** Code that builds pages **

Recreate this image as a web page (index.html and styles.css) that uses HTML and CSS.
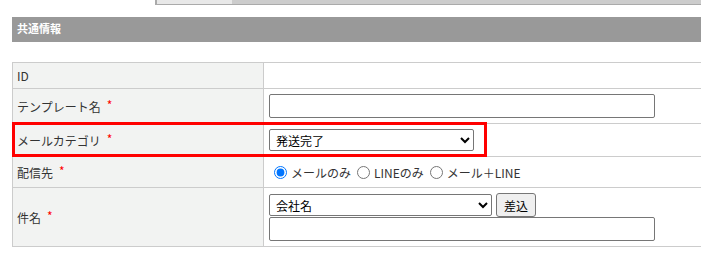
FILE: index.html
```html
<!DOCTYPE html>
<html lang="ja">
<head>
<meta charset="utf-8">
<link rel="stylesheet" href="styles.css">
</head>
<body>
<div class="topstrip"><div class="thumb"></div></div>
<div class="section-head">共通情報</div>
<div class="form-wrap">
  <table class="form">
    <tr class="r-id">
      <th>ID</th>
      <td></td>
    </tr>
    <tr class="r-name">
      <th>テンプレート名<span class="req">*</span></th>
      <td><input type="text" class="txt"></td>
    </tr>
    <tr class="r-cat">
      <th>メールカテゴリ<span class="req">*</span></th>
      <td>
        <select class="sel-cat"><option>発送完了</option></select>
      </td>
    </tr>
    <tr class="r-dest">
      <th>配信先<span class="req">*</span></th>
      <td>
        <div class="radios">
          <label class="radio"><input type="radio" name="d" checked>メールのみ</label>
          <label class="radio"><input type="radio" name="d">LINEのみ</label>
          <label class="radio"><input type="radio" name="d">メール＋LINE</label>
        </div>
      </td>
    </tr>
    <tr class="r-subj">
      <th>件名<span class="req">*</span></th>
      <td>
        <div class="insert-row">
          <select class="sel-field"><option>会社名</option></select>
          <button class="btn">差込</button>
        </div>
        <input type="text" class="txt">
      </td>
    </tr>
  </table>
  <div class="highlight"></div>
</div>
</body>
</html>
```
FILE: styles.css
```css
html, body {
  margin: 0;
  padding: 0;
  overflow: hidden;
  background: #fff;
}
body {
  font-family: "Noto Sans CJK JP", "Liberation Sans", sans-serif;
  font-size: 12px;
  color: #333;
}
.topstrip {
  margin-left: 155px;
  height: 4px;
  border-left: 2px solid #aaa;
  border-bottom: 1px solid #aaa;
  background: #ccc;
  display: flex;
}
.thumb {
  width: 75px;
  background: #e8e8e8;
}
.section-head {
  margin: 12px 0 0 12px;
  height: 25px;
  box-sizing: border-box;
  padding: 4px 0 0 5px;
  line-height: 15px;
  background: #999;
  color: #fff;
  font-size: 11px;
  font-weight: bold;
}
.form-wrap {
  position: relative;
  margin: 20px 0 0 12px;
}
.form {
  border-collapse: collapse;
  width: 720px;
}
.form th, .form td {
  border: 1px solid #ccc;
  vertical-align: middle;
  text-align: left;
  font-weight: normal;
}
.form th {
  width: 242px;
  background: #f2f3f2;
  padding: 0 4px;
  color: #333;
}
.form td {
  padding: 5px 5px;
  background: #fff;
}
.r-id th, .r-id td { height: 25px; padding-top: 0; padding-bottom: 0; }
.r-dest th, .r-dest td { height: 30px; padding-top: 0; padding-bottom: 0; }
.req {
  color: #f00;
  margin-left: 6px;
  position: relative;
  top: -2px;
}
.txt {
  display: block;
  box-sizing: border-box;
  width: 386px;
  height: 24px;
  border: 1px solid #767676;
  border-radius: 2px;
  margin: 0;
  font: inherit;
}
select {
  box-sizing: border-box;
  height: 22px;
  border: 1px solid #767676;
  border-radius: 2px;
  font: inherit;
  color: #000;
  background: #fff;
  margin: 0;
  padding: 0 2px;
}
.sel-cat {
  display: block;
  width: 205px;
}
.radios {
  display: flex;
  align-items: center;
  gap: 6px;
  padding-left: 5px;
}
.radio {
  display: inline-flex;
  align-items: center;
  gap: 4px;
  color: #333;
}
.radio input {
  margin: 0;
  width: 13px;
  height: 13px;
}
.insert-row {
  display: flex;
  align-items: center;
  gap: 4px;
  height: 24px;
}
.sel-field {
  width: 223px;
}
.btn {
  box-sizing: border-box;
  width: 40px;
  height: 24px;
  padding: 0;
  font: inherit;
  color: #000;
  background: #efefef;
  border: 1px solid #767676;
  border-radius: 3px;
}
.highlight {
  position: absolute;
  left: 0;
  top: 60px;
  width: 475px;
  height: 35px;
  box-sizing: border-box;
  border: 3px solid #f00;
  pointer-events: none;
}
```
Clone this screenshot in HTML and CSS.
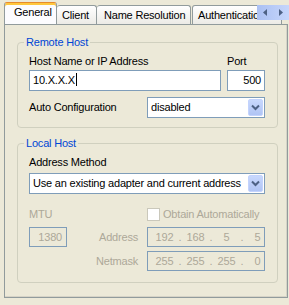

** Exercise objective **
Select every line of the material above holding the word "this" and copy it.

** Answer **
Recreate this image as a web page (index.html and styles.css) that uses HTML and CSS.
Clone this screenshot in HTML and CSS.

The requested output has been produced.